作业三 朴素贝叶斯情感分类  
任务描述：利用nltk语料库中的影评来进行朴素贝叶斯情感分类训练。  
影评导入：from nltk.corpus import movie_reviews  
文件具体目录在…\nltk_data\corpora\movie_reviews，已做好分类标注，消极与积极影评各1000条。  
步骤：经过文本预处理（去噪、分句、分词、去停词、取词干、修剪）和特征选择，生成特征词表，之后利用朴素贝叶斯模型进行训练。（每个步骤最好注释一下）  
选择前80%（即前800条消极影评与前800条积极影评）作为训练集，后20%作为测试集。  
输出：准确率Accuracy，精确率Precision，召回率Recall和F1值，精确到小数点后两位。其中，F1 = ( 2 * Precision * Recall ) / ( Precision + Recall)。  
例如：  
Accuracy = 0.98  
Precision = 0.67  
Recall = 0.32  
F1 = 0.43  


In [1]:
import random
from nltk.corpus import movie_reviews  # 影评语料库
from nltk.corpus import stopwords
from nltk import FreqDist
from nltk import NaiveBayesClassifier
from nltk.classify import accuracy
import string


def is_invalid(word):    # 预先定义好去停词、标点函数
    return word in sw or word in punctuation


def doc_features(doc):  # 预先定义提取单词在过滤文档中的频率作为特征
    doc_words = FreqDist(w for w in doc if not is_invalid(w))
    features = {}   # 字典
    for word in word_features:
        features['count(%s)' % word] = (doc_words.get(word, 0))
    return features


#   生成标注好的句子、标签列表
#   已经提供了分词后的句子，因此不需要手动分句、分词
labeled_docs = [(list(movie_reviews.words(fid)), cat) for cat in movie_reviews.categories() for fid in
                movie_reviews.fileids(cat)]

#   选取特征词
review_words = movie_reviews.words()

sw = set(stopwords.words('english'))  # 标记停用词
punctuation = set(string.punctuation)  # 标记标点

#   通过函数去停词和标点
filtered = [w.lower() for w in review_words if not is_invalid(w.lower())]
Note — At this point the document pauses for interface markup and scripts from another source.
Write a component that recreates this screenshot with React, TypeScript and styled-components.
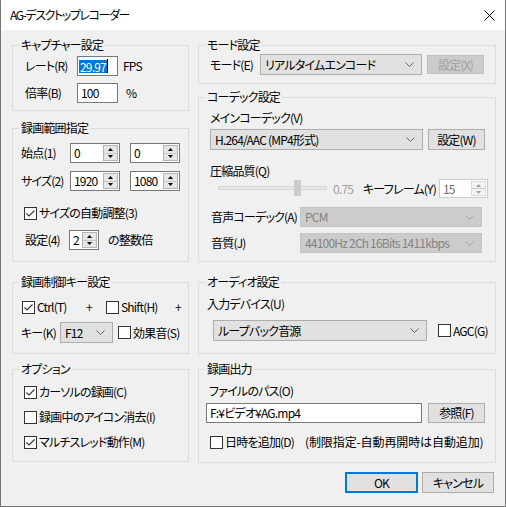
import styled, { createGlobalStyle } from "styled-components";

const GlobalStyle = createGlobalStyle`
  html, body {
    margin: 0;
    padding: 0;
    background: #ffffff;
  }
  body {
    font-family: "Noto Sans CJK JP", "Noto Sans", sans-serif;
    font-size: 12px;
    letter-spacing: -0.8px;
    color: #000;
    font-feature-settings: "palt";
  }
  * {
    box-sizing: border-box;
  }
`;

const Window = styled.div`
  width: 506px;
  height: 507px;
  border: 1px solid #767676;
  border-top: none;
  background: #f0f0f0;
  display: flex;
  flex-direction: column;
`;

const TitleBar = styled.div`
  height: 30px;
  background: #ffffff;
  display: flex;
  align-items: center;
  justify-content: space-between;
  padding: 0 10px 0 9px;
  line-height: 16px;
  letter-spacing: -1.4px;
`;

const Body = styled.div`
  flex: 1;
  padding: 8px 9px 0 11px;
`;

const Columns = styled.div`
  display: grid;
  grid-template-columns: 177px 298px;
  column-gap: 9px;
`;

const Stack = styled.div`
  display: flex;
  flex-direction: column;
`;

const Group = styled.fieldset<{ $h: number; $mt?: number }>`
  margin: ${(p) => p.$mt ?? 0}px 0 0 0;
  padding: 0;
  min-width: 0;
  height: ${(p) => p.$h}px;
  border: 1px solid #dcdcdc;
`;

const Legend = styled.legend`
  margin-left: 6px;
  padding: 0 2px;
  height: 14px;
  line-height: 14px;
`;

const Row = styled.div<{ $h?: number; $mt?: number; $pl?: number }>`
  display: flex;
  align-items: center;
  height: ${(p) => p.$h ?? 20}px;
  margin-top: ${(p) => p.$mt ?? 0}px;
  padding-left: ${(p) => p.$pl ?? 0}px;
  white-space: nowrap;

  & > * {
    flex-shrink: 0;
  }
`;

const Label = styled.span<{ $w?: number; $ml?: number; $gray?: boolean; $ls?: number }>`
  display: inline-block;
  width: ${(p) => (p.$w ? `${p.$w}px` : "auto")};
  margin-left: ${(p) => p.$ml ?? 0}px;
  color: ${(p) => (p.$gray ? "#a0a0a0" : "#000")};
  letter-spacing: ${(p) => p.$ls ?? -0.8}px;
  line-height: 16px;
`;

const TextBox = styled.div<{ $w: number; $ml?: number; $h?: number }>`
  width: ${(p) => p.$w}px;
  height: ${(p) => p.$h ?? 20}px;
  margin-left: ${(p) => p.$ml ?? 0}px;
  border: 1px solid #7a7a7a;
  background: #fff;
  display: flex;
  align-items: center;
  padding-left: 3px;
  line-height: 14px;
`;

const Selected = styled.span`
  background: #0078d7;
  color: #fff;
  margin-left: -2px;
  padding: 0 1px;
  line-height: 13px;
`;

const Caret = styled.span`
  width: 1px;
  height: 14px;
  background: #000;
`;

const SpinBox = styled.div<{ $w: number; $ml?: number; $h?: number; $disabled?: boolean }>`
  width: ${(p) => p.$w}px;
  height: ${(p) => p.$h ?? 20}px;
  margin-left: ${(p) => p.$ml ?? 0}px;
  border: 1px solid ${(p) => (p.$disabled ? "#cccccc" : "#7a7a7a")};
  background: #fff;
  display: flex;
  align-items: stretch;
  color: ${(p) => (p.$disabled ? "#6d6d6d" : "#000")};
`;

const SpinText = styled.span`
  flex: 1;
  display: flex;
  align-items: center;
  padding-left: 3px;
  line-height: 14px;
`;

const SpinButtons = styled.div<{ $disabled?: boolean }>`
  width: 15px;
  margin: 1px;
  border: 1px solid ${(p) => (p.$disabled ? "#d9d9d9" : "#b4b4b4")};
  background: ${(p) => (p.$disabled ? "#f4f4f4" : "#e6e6e6")};
  display: flex;
  flex-direction: column;
`;

const SpinHalf = styled.div<{ $top?: boolean }>`
  flex: 1;
  display: flex;
  align-items: center;
  justify-content: center;
  border-bottom: ${(p) => (p.$top ? "1px solid #c8c8c8" : "none")};
`;

const Combo = styled.div<{ $w: number; $h?: number; $disabled?: boolean }>`
  width: ${(p) => p.$w}px;
  height: ${(p) => p.$h ?? 20}px;
  border: 1px solid ${(p) => (p.$disabled ? "#c4c4c4" : "#adadad")};
  background: ${(p) => (p.$disabled ? "#cccccc" : "#e1e1e1")};
  color: ${(p) => (p.$disabled ? "#838383" : "#000")};
  display: flex;
  align-items: center;
  justify-content: space-between;
  padding: 0 7px 0 4px;
  line-height: 14px;
`;

const Button = styled.div<{ $w: number; $h?: number; $ml?: number; $disabled?: boolean; $default?: boolean }>`
  width: ${(p) => p.$w}px;
  height: ${(p) => p.$h ?? 21}px;
  margin-left: ${(p) => p.$ml ?? 0}px;
  border: ${(p) => (p.$default ? "2px solid #0078d7" : p.$disabled ? "1px solid #bfbfbf" : "1px solid #adadad")};
  background: ${(p) => (p.$disabled ? "#cccccc" : "#e1e1e1")};
  color: ${(p) => (p.$disabled ? "#a0a0a0" : "#000")};
  display: flex;
  align-items: center;
  justify-content: center;
  line-height: 14px;
`;

const CheckItem = styled.div<{ $w?: number; $ml?: number }>`
  display: flex;
  align-items: center;
  gap: 2px;
  width: ${(p) => (p.$w ? `${p.$w}px` : "auto")};
  margin-left: ${(p) => p.$ml ?? 0}px;
  line-height: 16px;
`;

const Box = styled.span`
  width: 13px;
  height: 13px;
  border: 1px solid #333333;
  background: #fff;
  display: flex;
  align-items: center;
  justify-content: center;
  flex-shrink: 0;
`;

const Slider = styled.div<{ $w: number }>`
  position: relative;
  width: ${(p) => p.$w}px;
  height: 19px;
`;

const Track = styled.div`
  position: absolute;
  left: 0;
  right: 0;
  top: 7px;
  height: 4px;
  background: #e7e7e7;
  border: 1px solid #d6d6d6;
`;

const Thumb = styled.div`
  position: absolute;
  top: 1px;
  width: 7px;
  height: 16px;
  background: #cccccc;
`;

const Footer = styled.div`
  display: flex;
  justify-content: flex-end;
  gap: 4px;
  margin-top: 9px;
  padding-right: 2px;
`;

const Chevron = ({ color = "#606060" }: { color?: string }) => (
  <svg width="9" height="5" viewBox="0 0 9 5">
    <polyline points="0.5,0.5 4.5,4.5 8.5,0.5" fill="none" stroke={color} strokeWidth="1" />
  </svg>
);

const Arrow = ({ up, color = "#000" }: { up?: boolean; color?: string }) => (
  <svg width="5" height="3" viewBox="0 0 5 3">
    <polygon points={up ? "0,3 5,3 2.5,0" : "0,0 5,0 2.5,3"} fill={color} />
  </svg>
);

const CheckBox = ({ checked }: { checked?: boolean }) => (
  <Box>
    {checked && (
      <svg width="11" height="11" viewBox="0 0 11 11">
        <polyline points="1.5,5.5 4,8 9.5,2.5" fill="none" stroke="#333" strokeWidth="1.1" />
      </svg>
    )}
  </Box>
);

const Spin = ({ w, ml, value, disabled, h }: { w: number; ml?: number; value: string; disabled?: boolean; h?: number }) => (
  <SpinBox $w={w} $ml={ml} $h={h} $disabled={disabled}>
    <SpinText>{value}</SpinText>
    <SpinButtons $disabled={disabled}>
      <SpinHalf $top>
        <Arrow up color={disabled ? "#a0a0a0" : "#000"} />
      </SpinHalf>
      <SpinHalf>
        <Arrow color={disabled ? "#a0a0a0" : "#000"} />
      </SpinHalf>
    </SpinButtons>
  </SpinBox>
);

const App = () => {
  return (
    <>
      <GlobalStyle />
      <Window>
        <TitleBar>
          <span>AG-デスクトップレコーダー</span>
          <svg width="11" height="11" viewBox="0 0 11 11">
            <path d="M0.5 0.5 L10.5 10.5 M10.5 0.5 L0.5 10.5" stroke="#000" strokeWidth="1" />
          </svg>
        </TitleBar>
        <Body>
          <Columns>
            <Stack>
              <Group $h={73}>
                <Legend>キャプチャー設定</Legend>
                <Row $mt={4} $pl={12}>
                  <Label $w={52}>レート(R)</Label>
                  <TextBox $w={41}>
                    <Selected>29.97</Selected>
                    <Caret />
                  </TextBox>
                  <Label $ml={5}>FPS</Label>
                </Row>
                <Row $mt={7} $pl={12}>
                  <Label $w={52}>倍率(B)</Label>
                  <TextBox $w={41}>100</TextBox>
                  <Label $ml={8}>%</Label>
                </Row>
              </Group>

              <Group $h={141} $mt={10}>
                <Legend>録画範囲指定</Legend>
                <Row $mt={8} $pl={8}>
                  <Label $w={49}>始点(1)</Label>
                  <Spin w={50} value="0" />
                  <Spin w={50} ml={10} value="0" />
                </Row>
                <Row $mt={8} $pl={8}>
                  <Label $w={49}>サイズ(2)</Label>
                  <Spin w={50} value="1920" />
                  <Spin w={50} ml={10} value="1080" />
                </Row>
                <Row $mt={12} $pl={11}>
                  <CheckItem>
                    <CheckBox checked />
                    サイズの自動調整(3)
                  </CheckItem>
                </Row>
                <Row $mt={7} $pl={12}>
                  <Label $w={44}>設定(4)</Label>
                  <Spin w={30} value="2" />
                  <Label $ml={9}>の整数倍</Label>
                </Row>
              </Group>
            </Stack>

            <Stack>
              <Group $h={46}>
                <Legend>モード設定</Legend>
                <Row $h={21} $mt={2} $pl={11}>
                  <Label $w={50}>モード(E)</Label>
                  <Combo $w={162} $h={21}>
                    リアルタイムエンコード
                    <Chevron />
                  </Combo>
                  <Button $w={57} $h={19} $ml={5} $disabled>
                    設定(X)
                  </Button>
                </Row>
              </Group>

              <Group $h={172} $mt={6}>
                <Legend>コーデック設定</Legend>
                <Row $h={16} $mt={6} $pl={11}>
                  <Label>メインコーデック(V)</Label>
                </Row>
                <Row $h={21} $mt={3} $pl={11}>
                  <Combo $w={213} $h={21}>
                    H.264/AAC (MP4形式)
                    <Chevron />
                  </Combo>
                  <Button $w={57} $ml={5}>
                    設定(W)
                  </Button>
                </Row>
                <Row $h={16} $mt={13} $pl={11}>
                  <Label>圧縮品質(Q)</Label>
                </Row>
                <Row $h={19} $pl={19}>
                  <Slider $w={109}>
                    <Track />
                    <Thumb style={{ left: 76 }} />
                  </Slider>
                  <Label $w={30} $ml={6} $gray>
                    0.75
                  </Label>
                  <Label $w={76}>キーフレーム(Y)</Label>
                  <Spin w={49} h={19} value="15" disabled />
                </Row>
                <Row $mt={9} $pl={12}>
                  <Label $w={89}>音声コーデック(A)</Label>
                  <Combo $w={182} $disabled>
                    PCM
                    <Chevron color="#a8a8a8" />
                  </Combo>
                </Row>
                <Row $mt={6} $pl={12}>
                  <Label $w={89}>音質(J)</Label>
                  <Combo $w={182} $disabled>
                    44100Hz 2Ch 16Bits 1411kbps
                    <Chevron color="#a8a8a8" />
                  </Combo>
                </Row>
              </Group>
            </Stack>

            <Group $h={79} $mt={13}>
              <Legend>録画制御キー設定</Legend>
              <Row $mt={8} $pl={9}>
                <CheckItem $w={64}>
                  <CheckBox checked />
                  Ctrl(T)
                </CheckItem>
                <Label $w={20}>+</Label>
                <CheckItem $w={69}>
                  <CheckBox />
                  Shift(H)
                </CheckItem>
                <Label>+</Label>
              </Row>
              <Row $h={21} $mt={5} $pl={8}>
                <Label $w={39}>キー(K)</Label>
                <Combo $w={53} $h={21}>
                  F12
                  <Chevron />
                </Combo>
                <CheckItem $ml={5}>
                  <CheckBox />
                  効果音(S)
                </CheckItem>
              </Row>
            </Group>

            <Group $h={79} $mt={13}>
              <Legend>オーディオ設定</Legend>
              <Row $h={16} $mt={7} $pl={8}>
                <Label>入力デバイス(U)</Label>
              </Row>
              <Row $h={21} $mt={8} $pl={14}>
                <Combo $w={214} $h={21}>
                  ループバック音源
                  <Chevron />
                </Combo>
                <CheckItem $ml={11}>
                  <CheckBox />
                  AGC(G)
                </CheckItem>
              </Row>
            </Group>

            <Group $h={100} $mt={8}>
              <Legend>オプション</Legend>
              <Row $mt={6} $pl={11}>
                <CheckItem>
                  <CheckBox checked />
                  カーソルの録画(C)
                </CheckItem>
              </Row>
              <Row $mt={5} $pl={11}>
                <CheckItem>
                  <CheckBox />
                  録画中のアイコン消去(I)
                </CheckItem>
              </Row>
              <Row $mt={5} $pl={11}>
                <CheckItem>
                  <CheckBox checked />
                  マルチスレッド動作(M)
                </CheckItem>
              </Row>
            </Group>

            <Group $h={101} $mt={8}>
              <Legend>録画出力</Legend>
              <Row $h={16} $mt={7} $pl={10}>
                <Label>ファイルのパス(O)</Label>
              </Row>
              <Row $mt={4} $pl={7}>
                <TextBox $w={216}>F:¥ビデオ¥AG.mp4</TextBox>
                <Button $w={57} $h={20} $ml={6}>
                  参照(F)
                </Button>
              </Row>
              <Row $mt={9} $pl={11}>
                <CheckItem $w={95}>
                  <CheckBox />
                  日時を追加(D)
                </CheckItem>
                <Label $ls={-0.1}>(制限指定-自動再開時は自動追加)</Label>
              </Row>
            </Group>
          </Columns>

          <Footer>
            <Button $w={73} $default>
              OK
            </Button>
            <Button $w={72}>キャンセル</Button>
          </Footer>
        </Body>
      </Window>
    </>
  );
};

export default App;
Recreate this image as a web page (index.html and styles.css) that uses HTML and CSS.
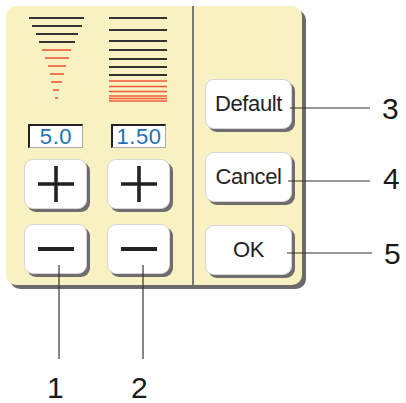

#   单词按频率排序，词频最高的5%的单词作为特征
words = FreqDist(filtered)
N = int(0.05 * len(words.keys()))
word_features = list(words.keys())[:N]

# 从原始数据中提取特征
feature_sets = [(doc_features(d), c) for (d, c) in labeled_docs]
# 训练集，测试集（选取正负样本的各前800个作为训练集，各后200个作为测试集）
train_set, test_set = feature_sets[0:800]+feature_sets[1000:1800], feature_sets[800:1000]+feature_sets[1800:2000]
# 利用训练集训练模型
classifier = NaiveBayesClassifier.train(train_set)

# 定义TP、FP、TN、FN
True_Positive = 0
False_Positive = 0
True_Negative = 0
False_Negative = 0

results = classifier.classify_many([fs for (fs, l) in test_set])
for ((fs, l), r) in zip(test_set, results):
    if(l == 'pos') and (l == r):
        True_Positive += 1
    elif (l == 'pos') and (l != r):
        False_Positive += 1
    elif (l == 'neg') and (l == r):
        True_Negative += 1
    elif (l == 'neg') and (l != r):
        False_Negative += 1

print(True_Positive, False_Positive, True_Negative, False_Negative)
# 利用训练集训练的模型，用测试集计算Accuracy、Precision、Recall、F1
# Accuracy = (TP+TN)/sum
Accuracy = (True_Positive+True_Negative)/400
# Precision = TP/(TP+FP)
Precision = True_Positive/(True_Positive+False_Positive)
# Recall = TP/(TP+FN)
Recall = True_Positive/(True_Positive+False_Negative)
# F1 = ( 2 * Precision * Recall ) / ( Precision + Recall)
F1 = (2 * Precision * Recall) / (Precision + Recall)
print("Accuracy = ", Accuracy)
print("Precision = ", Precision)
print("Recall = ", "%.2f" % Recall)
print("F1 = ", "%.2f" % F1)

158 42 174 26
Accuracy =  0.83
Precision =  0.79
Recall =  0.86
F1 =  0.82